Si un beau désordre, comme disait Boileau, est un effet de l’art, cet Amour des trois oranges aixois en est la parfaite illustration. Rythme effréné, couleurs bariolées, mélange des genres, exubérance baroque : Philippe Calvario signe là un spectacle qui tient à la fois du théâtre de tréteaux et de Shakespeare, où l’Italie de la commedia dell’arte rejoint la Russie de Petrouchka en passant par Disneyland. Le Roi rappelle Macbeth, le Prince Hamlet ; Trouffaldino devient drag-queen et Tchelio ressemble à un mage oriental. On est plus près du théâtre en musique que de l’opéra proprement dit. L’exploitation des effets renoue avec la tradition des « machines », notamment à la fin quand les trois vilains disparaissent dans une trappe d’où jaillissent les flammes de l’enfer. La bouffonnerie n’en cache pas moins quelque chose de violent, de tragique, d’inquiétant, de cruel : l’orange pourrie dit la décomposition d’un monde où le pire peut arriver à tout instant ; l’exécution des méchants jette le soupçon sur ce royaume de fantaisie où l’on croise les Incroyables et les Merveilleuses de la Révolution française. Bref, le grotesque grince.

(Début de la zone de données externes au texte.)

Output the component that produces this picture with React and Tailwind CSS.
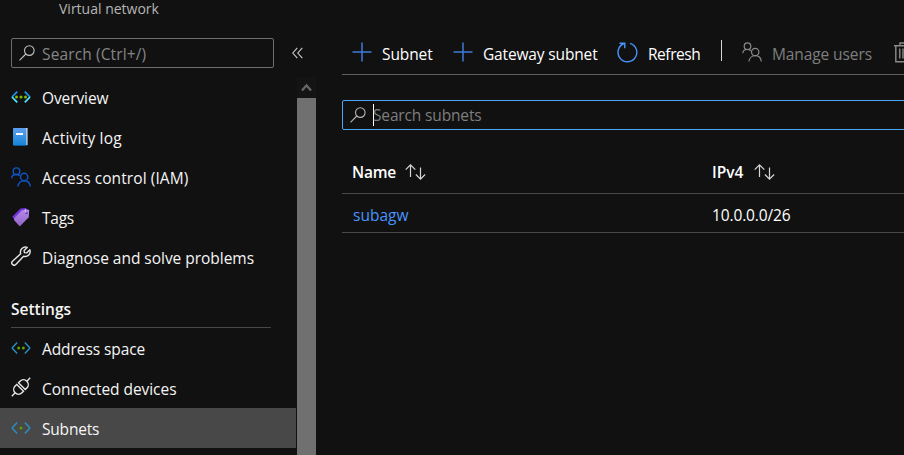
import React from "react";

function SearchIcon({ className }) {
  return (
    <svg className={className} width="16" height="16" viewBox="0 0 16 16" fill="none" stroke="currentColor" strokeWidth="1.1">
      <circle cx="10.3" cy="5.6" r="4.8" />
      <path d="M6.8 9 0.5 15.3" />
    </svg>
  );
}

function NetworkIcon({ dots, bright }) {
  return (
    <svg className={bright ? "" : "mb-px"} width="20" height="14" viewBox="0 0 20 14" fill="none" strokeWidth={bright ? 1.8 : 1.4}>
      <path d="M6.2 1.6 1 7" stroke={bright ? "#1b93eb" : "#2e8fc6"} />
      <path d="M1 7 6.2 12.4" stroke={bright ? "#50e6ff" : "#2e8fc6"} />
      <path d="M13.8 1.6 19 7" stroke={bright ? "#1b93eb" : "#2e8fc6"} />
      <path d="M19 7 13.8 12.4" stroke={bright ? "#50e6ff" : "#2e8fc6"} />
      {dots.map((x) => (
        <circle key={x} cx={x} cy="7" r="1.5" fill={bright ? "#7fba00" : "#57a300"} />
      ))}
    </svg>
  );
}

function BookIcon() {
  return (
    <svg width="20" height="20" viewBox="0 0 20 20">
      <defs>
        <linearGradient id="book" x1="0" y1="0" x2="0" y2="1">
          <stop offset="0" stopColor="#5ea0ef" />
          <stop offset="1" stopColor="#1583d8" />
        </linearGradient>
      </defs>
      <path d="M4 1h12.500v17H4z" fill="#f4f4f4" />
      <path d="M3.600 18.500h13V19h-13z" fill="#0e4f86" />
      <rect x="2" y="1" width="13.500" height="17.500" rx=".8" fill="url(#book)" />
      <rect x="5" y="6" width="7" height="2" fill="#fff" />
    </svg>
  );
}

function PeopleIcon({ strokeWidth = 1.4 }) {
  return (
    <svg width="20" height="20" viewBox="0 0 20 20" fill="none" stroke="currentColor" strokeWidth={strokeWidth}>
      <circle cx="5.500" cy="4.200" r="3.300" />
      <path d="M.8 11.200C.8 9 2.800 7.500 5.300 7.500c1.400 0 2.700.5 3.600 1.300" />
      <circle cx="13.200" cy="10" r="3.700" />
      <path d="M6.900 19.500c.4-3.400 3-5.800 6.300-5.800s5.700 2.400 6.100 5.800" />
    </svg>
  );
}

function TagIcon() {
  return (
    <svg width="20" height="20" viewBox="0 0 20 20">
      <defs>
        <linearGradient id="tag" x1="0" y1="0" x2="0" y2="1">
          <stop offset="0" stopColor="#b68bea" />
          <stop offset="1" stopColor="#9263c9" />
        </linearGradient>
      </defs>
      <path d="M1.300 9.800 9.500 1.400 15 1l1.600 2-12 11z" fill="#7435dc" />
      <path d="M3 11.500 11 3.200l6.300-.7.900 1.100-.5 6.700-8.200 8.500a1 1 0 0 1-1.400 0L3 13z" fill="url(#tag)" />
      <circle cx="15.400" cy="6" r="1.300" fill="#6440a0" />
      <path d="M15.200 5.800c-1.200-1.200-1.100-2.700-.8-3.800" stroke="#dac8f1" fill="none" />
    </svg>
  );
}

function WrenchIcon() {
  return (
    <svg className="mb-0.5" width="20" height="20" viewBox="0 0 20 20" fill="none" stroke="#e6e6e6" strokeWidth="1.400" strokeLinejoin="round">
      <path d="M16.200 1.400a5 5 0 0 0-6.500 6.300L1.500 15.300a2.300 2.300 0 0 0 3.300 3.300l7.800-8.300a5 5 0 0 0 6.200-6.500l-3.200 3.100-2.200-.3-.3-2.100z" />
    </svg>
  );
}

function PlugIcon() {
  return (
    <svg className="mb-0.5" width="20" height="20" viewBox="0 0 20 20" fill="none" stroke="#e6e6e6" strokeWidth="1.400">
      <g transform="rotate(-45 10 10)">
        <path d="M-3 10h4.700M18.300 10H23" />
        <path d="M8.800 5.200v9.600H6.500a4.800 4.800 0 0 1 0-9.600zM11.200 5.200v9.600h2.300a4.800 4.800 0 0 0 0-9.600z" />
      </g>
    </svg>
  );
}

function PlusIcon() {
  return (
    <svg width="20" height="20" viewBox="0 0 20 20" fill="none" stroke="#3d7bd9" strokeWidth="1.500">
      <path d="M10 .5v19M.5 10h19" />
    </svg>
  );
}

function RefreshIcon() {
  return (
    <svg width="21" height="21" viewBox="0 0 21 21" fill="none" stroke="#4894fe" strokeWidth="1.400">
      <path d="M13 1.300a9.400 9.400 0 1 1-5.800.2M2.500 1.300h5.300v4.900" />
    </svg>
  );
}

function TrashIcon() {
  return (
    <svg width="20" height="21" viewBox="0 0 20 21" fill="none" stroke="#8a8a8a" strokeWidth="1.400">
      <path d="M0 3.700h18M6 3.500V1h6.500v2.500M1.800 3.700v16h14.500v-16M5.800 6.500v10M9 6.500v10M12.200 6.500v10" />
    </svg>
  );
}

function SortIcon() {
  return (
    <svg width="21" height="16" viewBox="0 0 21 16" fill="none" stroke="#d6d6d6" strokeWidth="1.200">
      <path d="M5.500 1v12M.7 5.700 5.500.9l4.800 4.800M15.500 3.500v11.600M10.900 10.500l4.600 4.600 4.600-4.600" />
    </svg>
  );
}

function NavItem({ icon, label, selected, tracking }) {
  return (
    <div className={`flex h-10 w-[296px] shrink-0 items-center pl-[11px] ${selected ? "bg-[#484848]" : ""}`}>
      <span className="flex w-[31px] items-center">{icon}</span>
      <span className={`pt-0.5 ${tracking}`}>{label}</span>
    </div>
  );
}

function Sidebar() {
  return (
    <aside className="flex w-[316px] shrink-0 flex-col">
      <div className="h-[38px] pl-[59px] text-[14px] leading-[18px] text-[#b5b5b5]">
        <span>Virtual network</span>
      </div>
      <div className="flex h-[30px] items-center pl-[11px]">
        <div className="flex h-[30px] w-[263px] items-center rounded-[2px] border border-[#6e6e6e] pl-[7px] text-[#858585]">
          <SearchIcon className="text-[#c0c0c0]" />
          <span className="pt-px pl-[7px] tracking-[0.13px]">Search (Ctrl+/)</span>
        </div>
        <svg className="ml-[18px]" width="11" height="12" viewBox="0 0 11 12" fill="none" stroke="#cccccc" strokeWidth="1.100">
          <path d="M5.300.8.800 6l4.500 5.200M10.300.8 5.800 6l4.500 5.200" />
        </svg>
      </div>
      <div className="mt-[9px] flex min-h-0 flex-1">
        <nav className="flex w-[297px] flex-col text-[#f5f5f5]">
          <NavItem icon={<NetworkIcon bright dots={[5.500, 10, 14.500]} />} label="Overview" tracking="tracking-[-0.1px]" />
          <NavItem icon={<BookIcon />} label="Activity log" tracking="tracking-[0.22px]" />
          <NavItem icon={<span className="text-[#0f55c4]"><PeopleIcon /></span>} label="Access control (IAM)" tracking="tracking-[0.08px]" />
          <NavItem icon={<TagIcon />} label="Tags" tracking="tracking-[-0.25px]" />
          <NavItem icon={<WrenchIcon />} label="Diagnose and solve problems" tracking="tracking-[-0.03px]" />
          <div className="ml-[11px] flex h-[51px] w-[260px] shrink-0 items-end border-b border-[#484848] pb-2 font-semibold">
            <span>Settings</span>
          </div>
          <NavItem icon={<NetworkIcon dots={[7.700, 12.300]} />} label="Address space" tracking="tracking-[-0.08px]" />
          <NavItem icon={<PlugIcon />} label="Connected devices" tracking="tracking-[-0.05px]" />
          <NavItem icon={<NetworkIcon dots={[10]} />} label="Subnets" selected tracking="tracking-[-0.2px]" />
        </nav>
        <div className="flex w-[19px] flex-col bg-[#141414]">
          <div className="flex h-[21px] items-center justify-center">
            <svg width="11" height="9" viewBox="0 0 11 9" fill="none" stroke="#686868" strokeWidth="2.200">
              <path d="m1 7.500 4.500-5 4.500 5" />
            </svg>
          </div>
          <div className="flex-1 bg-[#707070]" />
        </div>
      </div>
    </aside>
  );
}

function Toolbar() {
  return (
    <div className="flex h-[75px] w-[640px] shrink-0 items-center border-b border-[#606060] pt-[30px] pl-2.5 whitespace-nowrap text-white">
      <PlusIcon />
      <span className="ml-2.5 w-[71px] pt-[3px] tracking-[-0.1px]">Subnet</span>
      <PlusIcon />
      <span className="ml-2.5 w-[134px] pt-[3px] tracking-[-0.15px]">Gateway subnet</span>
      <RefreshIcon />
      <span className="ml-[10px] w-[73px] pt-[3px] tracking-[-0.45px]">Refresh</span>
      <span className="mb-[3px] h-[21px] w-px bg-[#d6d6d6]" />
      <span className="ml-5 text-[#8a8a8a]"><PeopleIcon strokeWidth={1.2} /></span>
      <span className="ml-2.5 w-[122px] pt-[3px] tracking-[-0.1px] text-[#7e7e7e]">Manage users</span>
      <span className="shrink-0"><TrashIcon /></span>
    </div>
  );
}

function SubnetTable() {
  return (
    <div className="mt-5 text-white">
      <div className="flex h-11 items-center border-b border-[#484848] pl-2.5 font-semibold">
        <div className="flex w-[360px] items-center gap-[9px]"><span className="tracking-[-0.25px]">Name</span><SortIcon /></div>
        <div className="flex items-center gap-[11px]"><span>IPv4</span><SortIcon /></div>
      </div>
      <div className="flex h-[39px] items-center border-b border-[#484848] pl-2.5">
        <span className="w-[360px] pt-1 pl-px text-[#4894fe]">subagw</span>
        <span className="pt-[3px] tracking-[-0.13px]">10.0.0.0/26</span>
      </div>
    </div>
  );
}

export default function App() {
  return (
    <div className="flex h-[455px] w-[904px] overflow-hidden bg-[#111111] font-['Open_Sans','Noto_Sans',sans-serif] text-[15.5px] leading-5">
      <Sidebar />
      <main className="ml-[26px] flex w-[562px] flex-col overflow-hidden">
        <Toolbar />
        <div className="mt-[25px] flex h-[30px] w-[600px] shrink-0 items-center rounded-[2px] border border-[#4ba7f5] pl-[7px] text-[#7e7e7e]">
          <SearchIcon className="text-[#b5b5b5]" />
          <span className="ml-[7px] h-[22px] w-px bg-white" />
          <span className="-ml-px tracking-[-0.15px]">Search subnets</span>
        </div>
        <SubnetTable />
      </main>
    </div>
  );
}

La direction d’un Tugan Sokhiev de 27 ans est à l’unisson du spectacle. Elle serait sans doute aujourd’hui plus aboutie, mais non moins éblouissante, fouettant impitoyablement le Mahler Chamber Orchestra, collant parfaitement à ce Prokofiev iconoclaste des années vingt. Dirigés par Larissa Gergieva, la sœur du chef d’orchestre, les jeunes chanteurs de l’Académie du Mariinski, parfois encore un peu verts, très investis sans être vocalement exceptionnels, forment avant tout une troupe, sans qu’aucune individualité ne se détache vraiment. Visiblement, la jeune école du Mariinski joue collectif, comme on dit aujourd’hui. Mais c’est cela, justement, qui fait la cohérence de l’ensemble, contribuant à faire de cet ébouriffant et apparemment pagailleux Amour des trois oranges une des meilleures versions de l’œuvre disponibles en DVD.